Each line of the data that includes the string "code" is to be copied out.

----- Records supplied

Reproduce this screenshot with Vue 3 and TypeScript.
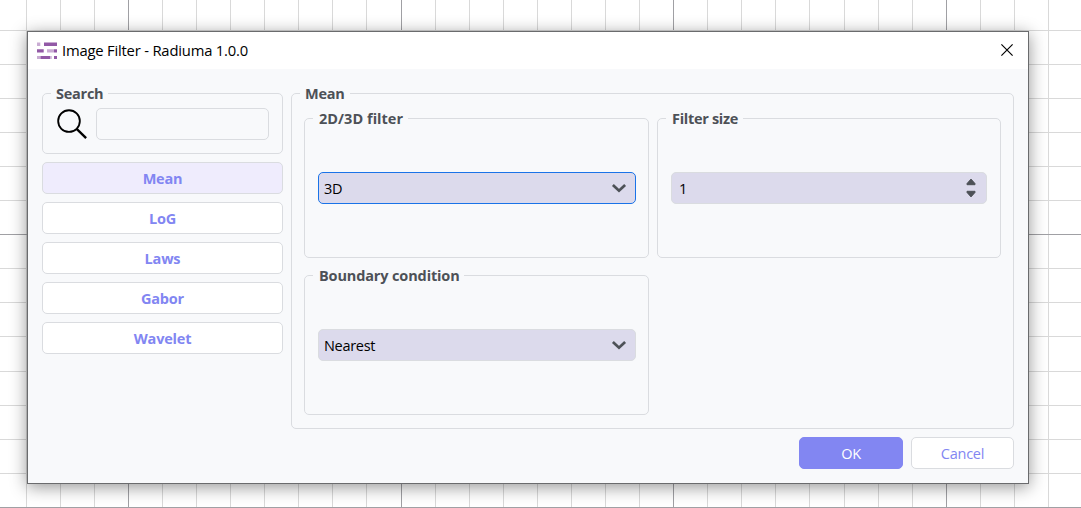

----------
----- Records supplied

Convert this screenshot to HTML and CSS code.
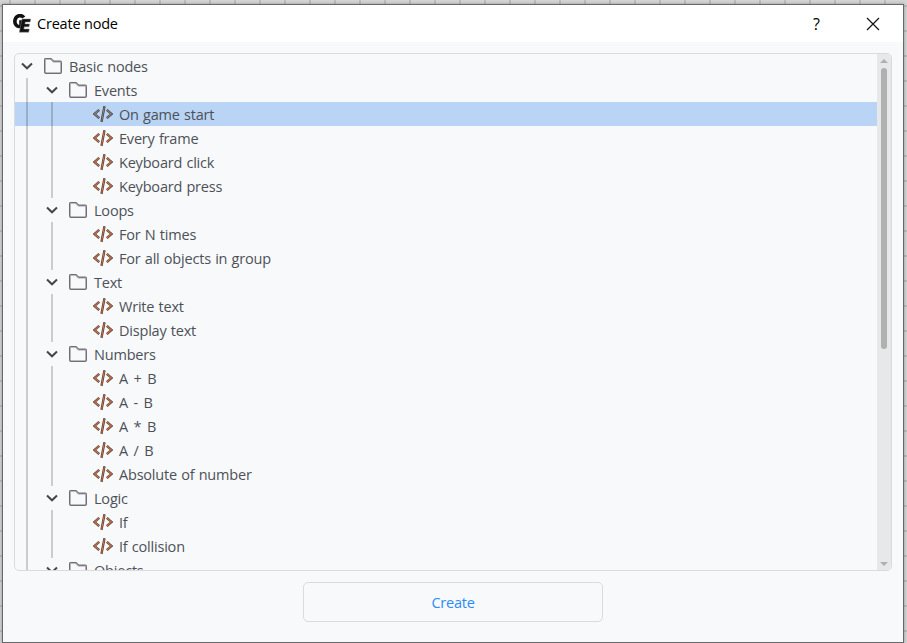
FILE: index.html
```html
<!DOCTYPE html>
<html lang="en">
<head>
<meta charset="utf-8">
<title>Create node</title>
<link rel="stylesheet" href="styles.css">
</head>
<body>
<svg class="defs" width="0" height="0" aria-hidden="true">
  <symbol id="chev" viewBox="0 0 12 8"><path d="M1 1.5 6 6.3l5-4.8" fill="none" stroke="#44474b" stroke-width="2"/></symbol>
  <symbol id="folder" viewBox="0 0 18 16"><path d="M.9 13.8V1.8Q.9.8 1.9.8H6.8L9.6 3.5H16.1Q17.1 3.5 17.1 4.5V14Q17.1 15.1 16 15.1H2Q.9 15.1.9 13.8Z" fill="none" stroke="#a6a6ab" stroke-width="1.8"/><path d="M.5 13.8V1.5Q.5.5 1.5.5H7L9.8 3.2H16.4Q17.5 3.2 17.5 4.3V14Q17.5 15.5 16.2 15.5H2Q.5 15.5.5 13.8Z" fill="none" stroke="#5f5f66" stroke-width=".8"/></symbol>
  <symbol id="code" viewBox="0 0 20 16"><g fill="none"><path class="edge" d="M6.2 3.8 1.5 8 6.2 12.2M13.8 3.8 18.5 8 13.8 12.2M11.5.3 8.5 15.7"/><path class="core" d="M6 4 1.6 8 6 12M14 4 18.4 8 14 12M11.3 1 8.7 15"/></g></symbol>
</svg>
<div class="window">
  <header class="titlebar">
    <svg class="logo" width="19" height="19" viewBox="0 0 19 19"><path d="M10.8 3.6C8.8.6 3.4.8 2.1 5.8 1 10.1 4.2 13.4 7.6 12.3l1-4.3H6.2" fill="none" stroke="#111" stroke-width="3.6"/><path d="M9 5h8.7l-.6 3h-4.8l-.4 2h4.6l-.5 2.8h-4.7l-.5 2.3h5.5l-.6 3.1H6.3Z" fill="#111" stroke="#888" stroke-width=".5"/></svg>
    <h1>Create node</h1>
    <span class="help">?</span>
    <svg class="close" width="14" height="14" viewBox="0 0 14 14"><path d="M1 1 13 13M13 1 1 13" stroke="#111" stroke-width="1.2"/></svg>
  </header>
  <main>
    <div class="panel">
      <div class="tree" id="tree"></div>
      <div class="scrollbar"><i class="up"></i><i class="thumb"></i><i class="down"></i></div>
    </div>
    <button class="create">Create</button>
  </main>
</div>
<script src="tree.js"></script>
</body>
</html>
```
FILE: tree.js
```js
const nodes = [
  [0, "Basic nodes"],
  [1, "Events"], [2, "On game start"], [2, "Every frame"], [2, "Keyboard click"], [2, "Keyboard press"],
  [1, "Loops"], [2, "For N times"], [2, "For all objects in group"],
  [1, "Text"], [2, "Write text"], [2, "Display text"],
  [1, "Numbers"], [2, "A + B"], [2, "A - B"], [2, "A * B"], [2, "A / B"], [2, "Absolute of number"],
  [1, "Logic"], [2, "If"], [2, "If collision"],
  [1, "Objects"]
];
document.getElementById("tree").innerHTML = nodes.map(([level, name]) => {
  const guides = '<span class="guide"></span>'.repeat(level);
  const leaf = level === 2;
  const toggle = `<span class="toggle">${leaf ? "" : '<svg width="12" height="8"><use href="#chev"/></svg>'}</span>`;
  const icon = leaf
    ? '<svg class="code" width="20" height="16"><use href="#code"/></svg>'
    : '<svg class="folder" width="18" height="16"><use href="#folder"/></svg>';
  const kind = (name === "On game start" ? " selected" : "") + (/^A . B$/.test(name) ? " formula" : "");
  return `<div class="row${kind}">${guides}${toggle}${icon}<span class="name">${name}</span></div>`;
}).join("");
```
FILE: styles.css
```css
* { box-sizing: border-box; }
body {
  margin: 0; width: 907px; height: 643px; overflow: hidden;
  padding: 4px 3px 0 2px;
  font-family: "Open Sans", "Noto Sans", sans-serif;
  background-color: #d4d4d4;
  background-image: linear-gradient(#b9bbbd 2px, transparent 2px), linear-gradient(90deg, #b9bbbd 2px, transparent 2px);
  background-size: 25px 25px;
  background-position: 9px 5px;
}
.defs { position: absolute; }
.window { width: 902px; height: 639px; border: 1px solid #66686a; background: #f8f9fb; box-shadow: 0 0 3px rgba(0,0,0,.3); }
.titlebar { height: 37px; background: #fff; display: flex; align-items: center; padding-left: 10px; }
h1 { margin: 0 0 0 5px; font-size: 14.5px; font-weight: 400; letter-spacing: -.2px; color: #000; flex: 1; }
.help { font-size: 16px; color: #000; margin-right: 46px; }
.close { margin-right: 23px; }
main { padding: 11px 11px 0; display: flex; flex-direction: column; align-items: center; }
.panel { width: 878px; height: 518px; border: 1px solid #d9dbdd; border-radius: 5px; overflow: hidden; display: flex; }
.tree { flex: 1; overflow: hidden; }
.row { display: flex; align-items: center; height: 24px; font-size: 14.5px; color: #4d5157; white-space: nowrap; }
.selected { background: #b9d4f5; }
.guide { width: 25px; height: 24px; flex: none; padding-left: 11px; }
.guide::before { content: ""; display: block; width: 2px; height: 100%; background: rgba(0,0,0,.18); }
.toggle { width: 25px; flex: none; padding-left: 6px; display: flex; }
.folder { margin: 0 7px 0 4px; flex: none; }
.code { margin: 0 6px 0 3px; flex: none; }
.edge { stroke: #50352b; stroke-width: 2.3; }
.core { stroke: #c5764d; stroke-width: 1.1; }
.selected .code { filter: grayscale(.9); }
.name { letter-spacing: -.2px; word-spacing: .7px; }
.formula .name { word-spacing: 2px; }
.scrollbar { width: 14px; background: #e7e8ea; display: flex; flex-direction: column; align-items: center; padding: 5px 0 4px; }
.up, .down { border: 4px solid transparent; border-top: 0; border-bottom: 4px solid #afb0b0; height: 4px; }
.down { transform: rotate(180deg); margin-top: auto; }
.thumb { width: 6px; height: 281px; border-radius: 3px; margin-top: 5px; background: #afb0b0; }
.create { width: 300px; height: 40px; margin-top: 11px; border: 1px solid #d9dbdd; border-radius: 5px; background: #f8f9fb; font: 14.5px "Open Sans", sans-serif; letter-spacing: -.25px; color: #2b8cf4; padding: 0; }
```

----------

Task answer:
Convert this screenshot to HTML and CSS code.
  <symbol id="code" viewBox="0 0 20 16"><g fill="none"><path class="edge" d="M6.2 3.8 1.5 8 6.2 12.2M13.8 3.8 18.5 8 13.8 12.2M11.5.3 8.5 15.7"/><path class="core" d="M6 4 1.6 8 6 12M14 4 18.4 8 14 12M11.3 1 8.7 15"/></g></symbol>
    ? '<svg class="code" width="20" height="16"><use href="#code"/></svg>'
.code { margin: 0 6px 0 3px; flex: none; }
.selected .code { filter: grayscale(.9); }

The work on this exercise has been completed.